The Board recognized that the fund's management contract incorporates a "group fee" structure, which provides for lower group fee rates as total fund assets under FMR's management increase, and for higher group fee rates as total fund assets under FMR's management decrease. FMR calculates the group fee rates based on a tiered asset "breakpoint" schedule that varies based on asset class. The Board considered that the group fee is designed to deliver the benefits of economies of scale to fund shareholders when total Fidelity fund assets increase, even if assets of any particular fund are unchanged or have declined, because some portion of Fidelity's costs are attributable to services provided to all Fidelity funds, and all funds benefit if those costs can be allocated among more assets. The Board concluded that, given the group fee structure, fund shareholders will benefit from lower management fees as assets under FMR's management increase at the fund complex level, regardless of whether Fidelity achieves any such economies of scale.
Annual Report
The Board concluded, taking into account the analysis of the Economies of Scale Committee, that economies of scale, if any, are being appropriately shared between fund shareholders and Fidelity.
Amendment to Description of Group Fee Rate.
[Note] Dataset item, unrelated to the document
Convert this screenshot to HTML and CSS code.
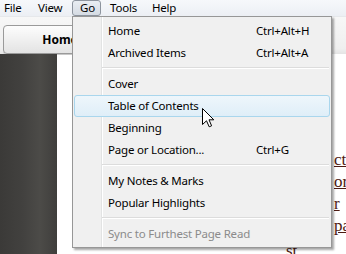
FILE: index.html
```html
<!DOCTYPE html>
<html>
<head>
<meta charset="utf-8">
<link rel="stylesheet" href="styles.css">
</head>
<body>
<div class="app">
  <div class="menubar">
    <span class="mb-item mb-file">File</span>
    <span class="mb-item mb-view">View</span>
    <span class="mb-item mb-go active">Go</span>
    <span class="mb-item mb-tools">Tools</span>
    <span class="mb-item mb-help">Help</span>
  </div>
  <div class="toolbar">
    <button class="home-btn">Home</button>
  </div>
  <div class="main">
    <div class="sidebar"></div>
    <div class="page">
      <div class="book">
        <div class="line">ct</div>
        <div class="line">or</div>
        <div class="line">r</div>
        <div class="line">pa</div>
        <div class="line last">st</div>
      </div>
    </div>
  </div>

  <div class="dropdown">
    <div class="item"><span>Home</span><span>Ctrl+Alt+H</span></div>
    <div class="item"><span>Archived Items</span><span>Ctrl+Alt+A</span></div>
    <div class="sep"></div>
    <div class="item"><span>Cover</span></div>
    <div class="item hover"><span>Table of Contents</span></div>
    <div class="item"><span>Beginning</span></div>
    <div class="item"><span>Page or Location...</span><span>Ctrl+G</span></div>
    <div class="sep"></div>
    <div class="item"><span>My Notes &amp; Marks</span></div>
    <div class="item"><span>Popular Highlights</span></div>
    <div class="sep"></div>
    <div class="item disabled"><span>Sync to Furthest Page Read</span></div>
  </div>

  <svg class="cursor" width="13" height="20" viewBox="0 0 13 20">
    <path d="M0.5 0.5 L0.5 16.5 L4.5 12.8 L7.2 18.8 L9.6 17.8 L7 11.8 L11.8 11.8 Z" fill="#fff" stroke="#000" stroke-width="1" stroke-linejoin="miter"/>
  </svg>
</div>
</body>
</html>
```

FILE: styles.css
```css
* { box-sizing: border-box; }
html, body { margin: 0; padding: 0; }
body {
  width: 346px;
  height: 254px;
  overflow: hidden;
  font-family: "Noto Sans", "Open Sans", sans-serif;
  font-size: 11.5px;
  letter-spacing: -0.2px;
  color: #000;
  background: #fff;
}
.app {
  position: relative;
  width: 346px;
  height: 254px;
  display: flex;
  flex-direction: column;
}
.menubar {
  height: 16px;
  display: flex;
  background: linear-gradient(#f6f8fb, #eceff4);
  white-space: nowrap;
}
.mb-item {
  height: 16px;
  border: 1px solid transparent;
  line-height: 14px;
  flex: none;
}
.mb-file { width: 30px; padding-left: 3px; }
.mb-view { width: 42px; padding-left: 7px; }
.mb-go { width: 29px; padding-left: 7px; }
.mb-tools { width: 42px; padding-left: 8px; }
.mb-help { width: 40px; padding-left: 8px; }
.mb-item.active {
  border-color: #8d949e;
  border-radius: 3px;
  background: linear-gradient(#e9edf2, #d5dbe3);
}
.toolbar {
  height: 44px;
  padding: 8px 0 0 3px;
  background: linear-gradient(#f7f7f7, #efefef 85%, #e4e4e4);
  border-top: 1px solid #e6e8eb;
}
.home-btn {
  width: 112px;
  height: 29px;
  border: 1px solid #9a9a9a;
  border-radius: 4px;
  background: linear-gradient(#fdfdfd, #f0f0f0 50%, #e3e3e3);
  box-shadow: 0 1px 0 #c8c8c8;
  font-family: "Noto Sans", sans-serif;
  font-weight: bold;
  font-size: 12px;
  color: #000;
  padding: 0 0 0 2px;
}
.main {
  flex: 1;
  display: flex;
}
.sidebar {
  width: 57px;
  background: linear-gradient(to right, #3b3a38, #42413f 40%, #4c4b48 70%, #3f3e3c);
}
.page {
  flex: 1;
  overflow: hidden;
  padding-top: 95px;
}
.book {
  margin-left: 277px;
  font-family: "Liberation Serif", serif;
  font-size: 17px;
  line-height: 22px;
  letter-spacing: 0;
  color: #4e1a12;
  white-space: nowrap;
}
.line { text-decoration: underline; }
.line.last { margin-left: -48px; padding-top: 3px; text-decoration: none; }

.dropdown {
  position: absolute;
  left: 72px;
  top: 16px;
  width: 260px;
  padding: 3px 2px 2px 2px;
  border: 1px solid #979797;
  background:
    linear-gradient(to right, transparent 28px, #e2e3e3 28px, #e2e3e3 29px, #ffffff 29px, #ffffff 30px, transparent 30px),
    #f0f0f0;
  box-shadow: 2px 2px 2px rgba(0,0,0,0.35);
  white-space: nowrap;
}
.item {
  height: 22px;
  display: grid;
  grid-template-columns: 148px auto;
  align-items: center;
  padding-left: 33px;
  border: 1px solid transparent;
  border-radius: 3px;
  line-height: 20px;
  margin-left: -1px;
  margin-right: -1px;
}
.item.hover {
  border-color: #a9d6ed;
  background: linear-gradient(#eef6fb, #dfeef8);
}
.item.disabled { color: #8b8b8b; }
.sep {
  height: 9px;
  margin-left: 27px;
  position: relative;
}
.sep::after {
  content: "";
  position: absolute;
  left: 0;
  right: 0;
  top: 3px;
  height: 1px;
  background: #dcdcdc;
  border-bottom: 1px solid #fff;
  box-sizing: content-box;
}
.cursor {
  position: absolute;
  left: 202px;
  top: 108px;
}
```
At its July 2013 meeting, the Board voted to approve an amendment to the fund's management contract to modify the description of the "group fee rate" effective August 1, 2013. The Board noted that under the prior description in the contract, the group fee rate was based on the average net assets of all registered investment companies with which FMR has management contracts. Under the contract's tiered asset breakpoint schedule, the group fee rate is lower as total fund assets under FMR's management increase, and higher as total fund assets under FMR's management decrease. The Board considered that the prior description would have excluded the assets of 64 Fidelity sector funds from the group fee rate calculation once Fidelity SelectCo, LLC, an affiliate of FMR, assumed management responsibilities for those funds. The Board noted that modifying the description of the group fee rate to continue to include the assets of those 64 funds for purposes of determining group fee rate breakpoints would avoid an immediate adverse impact on the group fee rate for any fund.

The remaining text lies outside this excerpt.